Australia captain Tim Paine has argued that Steven Smith was too immature for the demands of captaincy when the national role was first handed to him in 2014 and 2015. But Paine has fewer qualms about Smith returning to the job whenever the incumbent chooses to retire.
Paine, who initially had been unsure of whether he would continue as captain beyond the end of the 2019 Ashes, has hung on for another two years since, and the national team coach Justin Langer has attempted to end any speculation on the future by claiming that the selectors aren't even discussing the issue.
But this summer's Ashes series looms as the most logical conclusion to Paine's unexpected run in the job, which came about directly through the Newlands scandal that saw Smith banned from playing for a year and banned from leadership for two years.
"At least another six Tests," Paine told the Chappell Foundation dinner when asked how long he had left. "If I feel like the time is right and we've beaten the Poms 5-0, what a way to go out. But it might be a tight series and we might be chasing 300 on the last day and I'm 100 not out and hit the winning runs -- and then I might go again."
Smith's entourage, including his leadership mentor Maurice Duffy, are adamant that he should get the chance for a second go at a role that was snatched away from him after events in South Africa.
"It would be a tragedy right now if he didn't get the opportunity to be captain again," Duffy told the Sydney Morning Herald in 2019. "He owns himself much more now. He has an inner calmness. He owns his own feelings a lot better now, he's much more in control of himself. I think he's got a better outlook on life right now and I think he appreciates hugely what has been given to him."

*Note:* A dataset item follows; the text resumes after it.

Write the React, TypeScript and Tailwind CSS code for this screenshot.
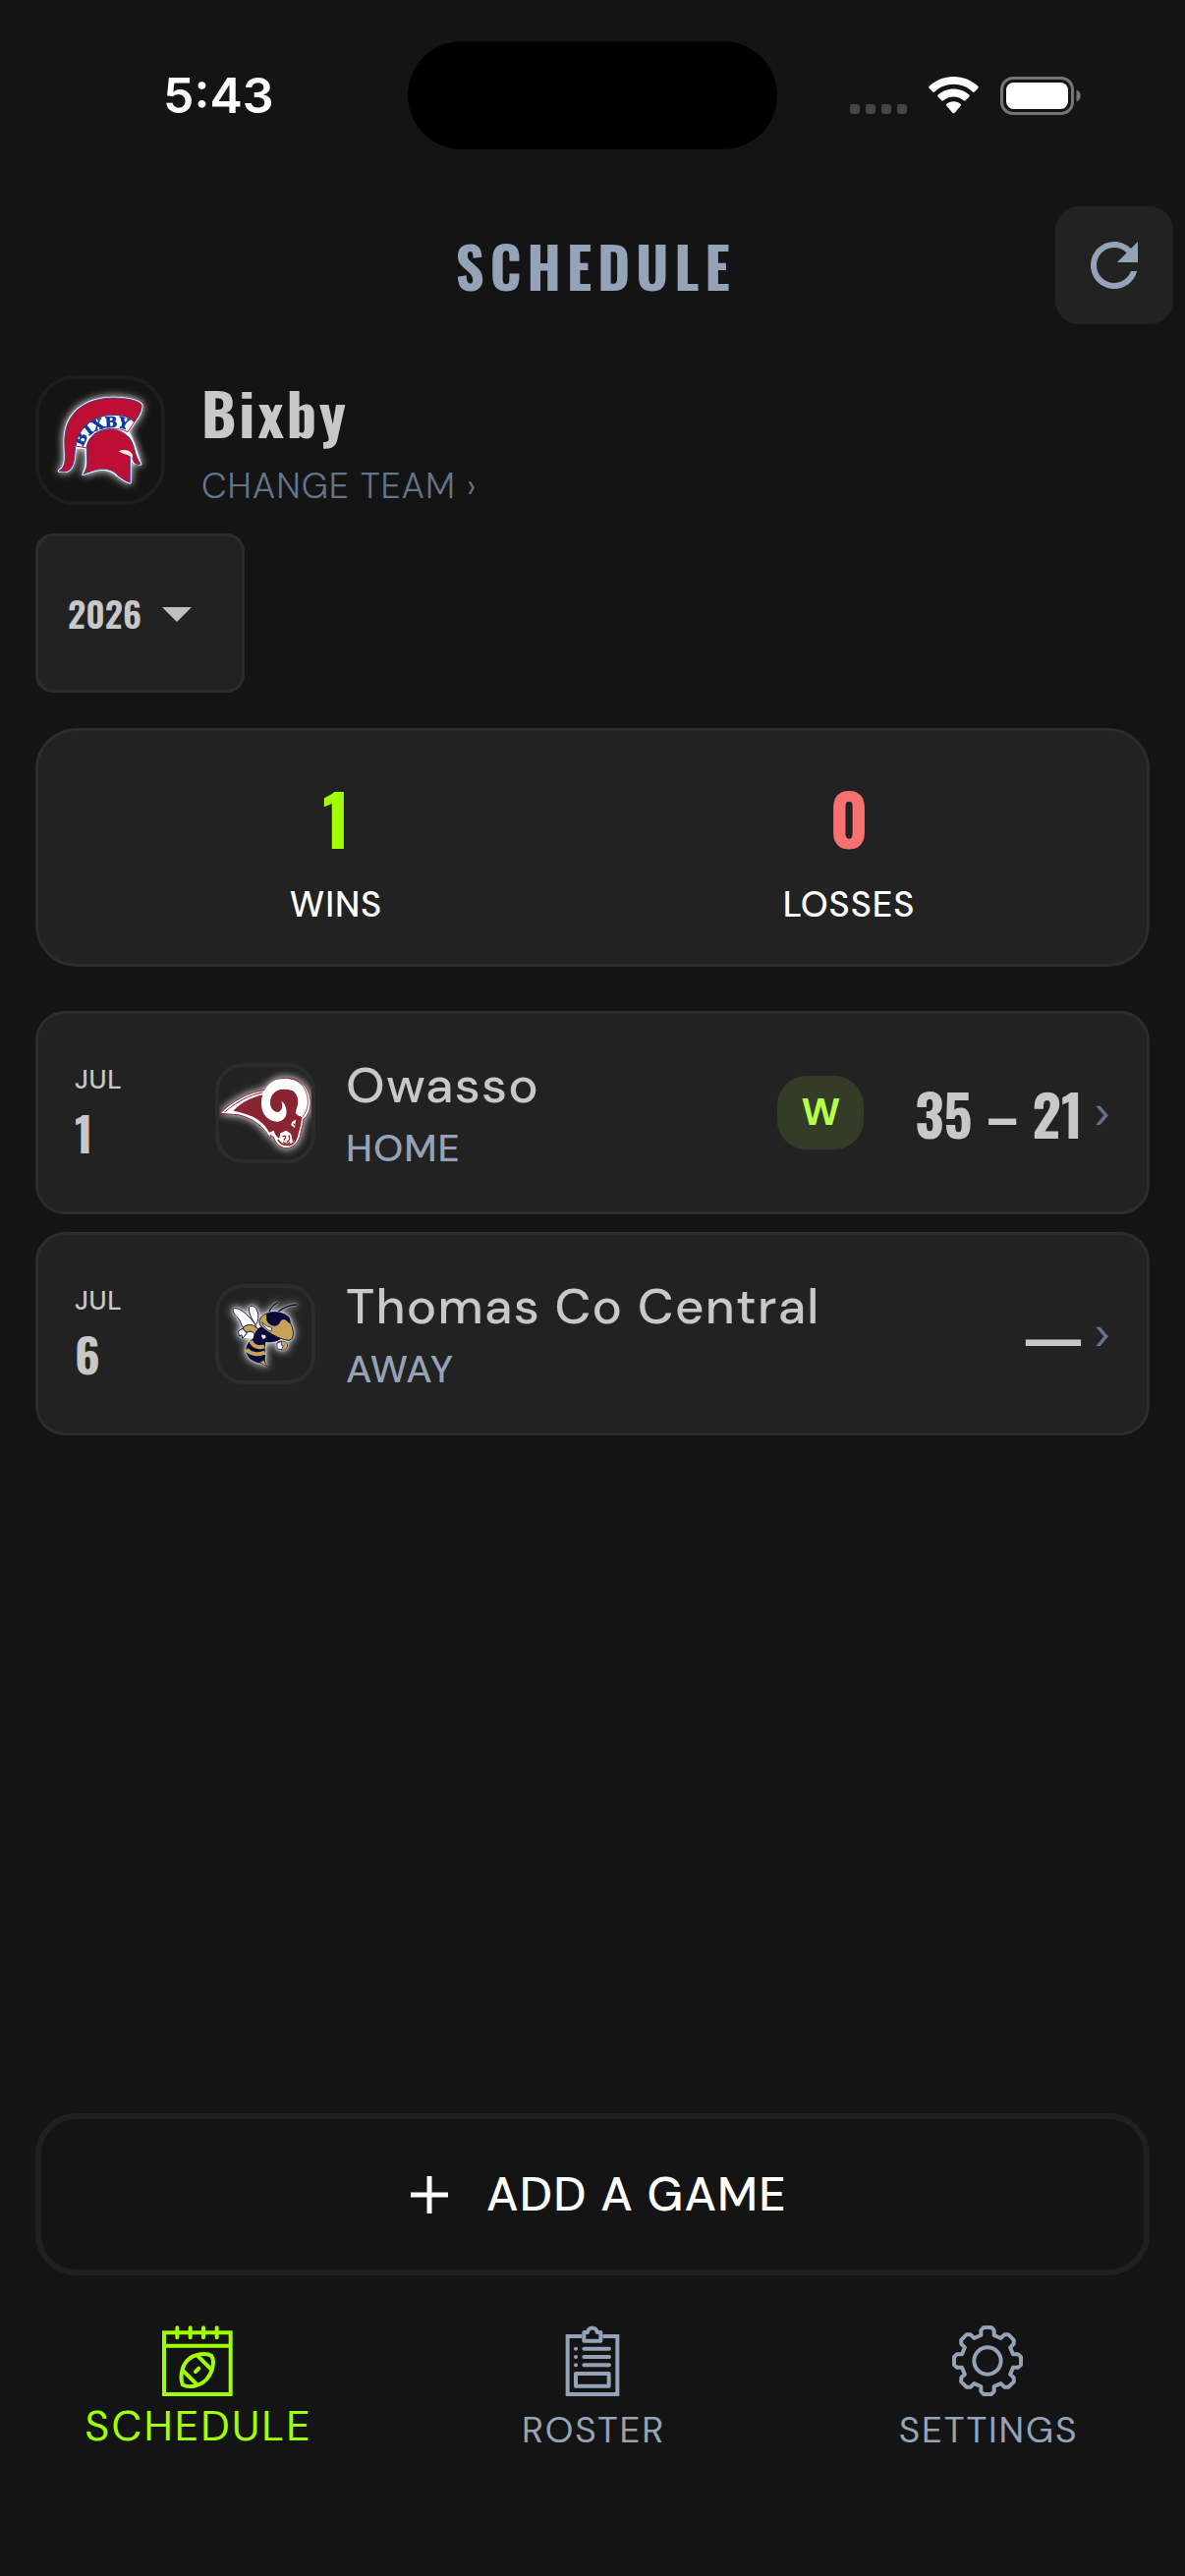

Other senior figures in Australian cricket are not so sure, and New South Wales broadened the race to replace Paine by handing domestic limited-overs captaincy duties to Pat Cummins instead of Smith earlier this year. Paine, who has never argued against Smith getting the job again, maintained his stance on Wednesday night.
"I think so. Obviously I don't make that decision but the time I played with Steve as captain he was excellent. Certainly tactically he is as good as you get," Paine said. "He's probably a bit like me when I was at the start of my captaincy journey in Tasmania -- he was thrown into a very big role at a very, very young age and he probably wasn't quite ready for it.
"But by the time I came in he was growing into that role and getting better and better. Then obviously South Africa events happened and he's not doing it anymore. But yeah I would support him getting that job again."
On captaincy in general, Paine said that in his experience that ambition for leadership was often a dangerous thing. "In my experience the guy who wants it too much is probably not the best option," Paine said. "So if [his son] Charlie does come up and says he wants to be captain of Australia, I'd say just lower your expectations and worry about being a good player and a good team man and whatever happens from that would happen."
Reflecting on the series defeat to India, Paine said that the hosts had been distracted by the tourists' psychological tactics. "Part of the challenge of playing against India is they're very good at niggling you and trying to distract you with stuff that doesn't really matter," Paine said, "and there were times in that series where we fell for that.
"The classic example was when they said they weren't going to the Gabba so we didn't know where we were going. They're very good at creating these sideshows and we took our eye off the ball."